> **Given request**:
Leave the pictures out. Return all other data exactly.

┌─ Recorded data

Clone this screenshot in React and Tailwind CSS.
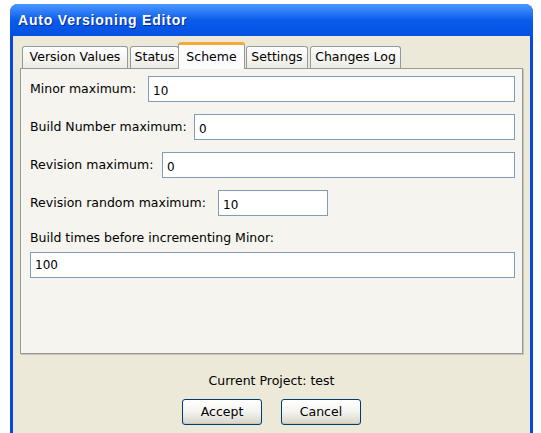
import { useState } from "react";

const tabs = [
  { name: "Version Values", w: "w-[106px]" },
  { name: "Status", w: "w-[49px]" },
  { name: "Scheme", w: "w-[67px]" },
  { name: "Settings", w: "w-[62px]" },
  { name: "Changes Log", w: "w-[91px]" },
];

function Row({ label, labelW, value, inputW }) {
  return (
    <div className="flex items-center h-[26px] mb-[12px]">
      <span className={`${labelW} shrink-0 text-[12.5px] text-black whitespace-nowrap`}>{label}</span>
      <input
        defaultValue={value}
        className={`${inputW} h-[26px] border border-[#7f9db9] bg-white px-[4px] pt-[3px] text-[12px] text-black outline-none`}
      />
    </div>
  );
}

function XpButton({ children }) {
  return (
    <button className="w-[80px] h-[26px] rounded-[3px] border border-[#003c74] bg-linear-to-b from-[#ffffff] via-[#f3f3ef] to-[#d8d4c8] text-[12.5px] text-black shadow-[inset_0_-1px_0_#c9c5b8]">
      {children}
    </button>
  );
}

export default function App() {
  const [active, setActive] = useState("Scheme");

  return (
    <div className="w-[541px] h-[433px] bg-white overflow-hidden" style={{ fontFamily: '"DejaVu Sans", Verdana, sans-serif' }}>
      <div className="ml-[10px] mt-[4px] w-[523px] h-[429px] flex flex-col rounded-t-[8px] bg-[#0a48e0]">
        {/* title bar */}
        <div className="h-[32px] shrink-0 flex items-center pl-[8px] rounded-t-[8px] bg-linear-to-b from-[#4a98ff] via-[#0a5ceb] to-[#0550e2]">
          <span
            className="text-white font-bold text-[14px] tracking-[0.8px] [text-shadow:1px_1px_0_#0a2a90]"
            style={{ fontFamily: '"Liberation Sans", Arial, sans-serif' }}
          >
            Auto Versioning Editor
          </span>
        </div>

        {/* body */}
        <div className="flex-1 mx-[3px] bg-[#ece9d8] flex flex-col pl-[7px] pr-[7px] pt-[6px]">
          {/* tab strip */}
          <div className="flex items-end h-[26px] pl-[2px] relative z-10">
            {tabs.map((t, i) => {
              const sel = t.name === active;
              return (
                <div
                  key={t.name}
                  onClick={() => setActive(t.name)}
                  className={
                    sel
                      ? `${t.w} h-[27px] -mb-[1px] -mx-[1px] flex items-center justify-center rounded-t-[3px] border border-b-0 border-[#919b9c] border-t-[3px] border-t-[#f6a83a] bg-[#fcfcfe] text-[12.5px] text-black`
                      : `${t.w} h-[22px] ${i > 0 ? "ml-[2px]" : ""} flex items-center justify-center rounded-t-[3px] border border-b-0 border-[#919b9c] bg-linear-to-b from-[#ffffff] to-[#ecebe5] text-[12.5px] text-black`
                  }
                >
                  {t.name}
                </div>
              );
            })}
          </div>

          {/* tab panel */}
          <div className="w-[503px] h-[286px] border border-[#919b9c] bg-[#f5f4ef] shadow-[1px_1px_0_#c8c5b6] flex flex-col pt-[7px] pl-[9px] pr-[7px]">
            <Row label="Minor maximum:" labelW="w-[118px]" value="10" inputW="flex-1" />
            <Row label="Build Number maximum:" labelW="w-[164px]" value="0" inputW="flex-1" />
            <Row label="Revision maximum:" labelW="w-[132px]" value="0" inputW="flex-1" />
            <Row label="Revision random maximum:" labelW="w-[188px]" value="10" inputW="w-[110px]" />
            <div className="h-[20px] flex items-center text-[12.5px] text-black">Build times before incrementing Minor:</div>
            <input
              defaultValue="100"
              className="mt-[4px] h-[26px] border border-[#7f9db9] bg-white px-[4px] text-[12px] text-black outline-none"
            />
          </div>

          <div className="mt-[20px] h-[14px] flex items-center justify-center text-[12.5px] text-black">
            Current Project: test
          </div>

          <div className="mt-[11px] flex justify-center gap-[19px]">
            <XpButton>Accept</XpButton>
            <XpButton>Cancel</XpButton>
          </div>
        </div>
      </div>
    </div>
  );
}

└─

> **Answer to the task**:
Clone this screenshot in React and Tailwind CSS.
import { useState } from "react";

const tabs = [
  { name: "Version Values", w: "w-[106px]" },
  { name: "Status", w: "w-[49px]" },
  { name: "Scheme", w: "w-[67px]" },
  { name: "Settings", w: "w-[62px]" },
  { name: "Changes Log", w: "w-[91px]" },
];

function Row({ label, labelW, value, inputW }) {
  return (
    <div className="flex items-center h-[26px] mb-[12px]">
      <span className={`${labelW} shrink-0 text-[12.5px] text-black whitespace-nowrap`}>{label}</span>
      <input
        defaultValue={value}
        className={`${inputW} h-[26px] border border-[#7f9db9] bg-white px-[4px] pt-[3px] text-[12px] text-black outline-none`}
      />
    </div>
  );
}

function XpButton({ children }) {
  return (
    <button className="w-[80px] h-[26px] rounded-[3px] border border-[#003c74] bg-linear-to-b from-[#ffffff] via-[#f3f3ef] to-[#d8d4c8] text-[12.5px] text-black shadow-[inset_0_-1px_0_#c9c5b8]">
      {children}
    </button>
  );
}

export default function App() {
  const [active, setActive] = useState("Scheme");

  return (
    <div className="w-[541px] h-[433px] bg-white overflow-hidden" style={{ fontFamily: '"DejaVu Sans", Verdana, sans-serif' }}>
      <div className="ml-[10px] mt-[4px] w-[523px] h-[429px] flex flex-col rounded-t-[8px] bg-[#0a48e0]">
        {/* title bar */}
        <div className="h-[32px] shrink-0 flex items-center pl-[8px] rounded-t-[8px] bg-linear-to-b from-[#4a98ff] via-[#0a5ceb] to-[#0550e2]">
          <span
            className="text-white font-bold text-[14px] tracking-[0.8px] [text-shadow:1px_1px_0_#0a2a90]"
            style={{ fontFamily: '"Liberation Sans", Arial, sans-serif' }}
          >
            Auto Versioning Editor
          </span>
        </div>

        {/* body */}
        <div className="flex-1 mx-[3px] bg-[#ece9d8] flex flex-col pl-[7px] pr-[7px] pt-[6px]">
          {/* tab strip */}
          <div className="flex items-end h-[26px] pl-[2px] relative z-10">
            {tabs.map((t, i) => {
              const sel = t.name === active;
              return (
                <div
                  key={t.name}
                  onClick={() => setActive(t.name)}
                  className={
                    sel
                      ? `${t.w} h-[27px] -mb-[1px] -mx-[1px] flex items-center justify-center rounded-t-[3px] border border-b-0 border-[#919b9c] border-t-[3px] border-t-[#f6a83a] bg-[#fcfcfe] text-[12.5px] text-black`
                      : `${t.w} h-[22px] ${i > 0 ? "ml-[2px]" : ""} flex items-center justify-center rounded-t-[3px] border border-b-0 border-[#919b9c] bg-linear-to-b from-[#ffffff] to-[#ecebe5] text-[12.5px] text-black`
                  }
                >
                  {t.name}
                </div>
              );
            })}
          </div>

          {/* tab panel */}
          <div className="w-[503px] h-[286px] border border-[#919b9c] bg-[#f5f4ef] shadow-[1px_1px_0_#c8c5b6] flex flex-col pt-[7px] pl-[9px] pr-[7px]">
            <Row label="Minor maximum:" labelW="w-[118px]" value="10" inputW="flex-1" />
            <Row label="Build Number maximum:" labelW="w-[164px]" value="0" inputW="flex-1" />
            <Row label="Revision maximum:" labelW="w-[132px]" value="0" inputW="flex-1" />
            <Row label="Revision random maximum:" labelW="w-[188px]" value="10" inputW="w-[110px]" />
            <div className="h-[20px] flex items-center text-[12.5px] text-black">Build times before incrementing Minor:</div>
            <input
              defaultValue="100"
              className="mt-[4px] h-[26px] border border-[#7f9db9] bg-white px-[4px] text-[12px] text-black outline-none"
            />
          </div>

          <div className="mt-[20px] h-[14px] flex items-center justify-center text-[12.5px] text-black">
            Current Project: test
          </div>

          <div className="mt-[11px] flex justify-center gap-[19px]">
            <XpButton>Accept</XpButton>
            <XpButton>Cancel</XpButton>
          </div>
        </div>
      </div>
    </div>
  );
}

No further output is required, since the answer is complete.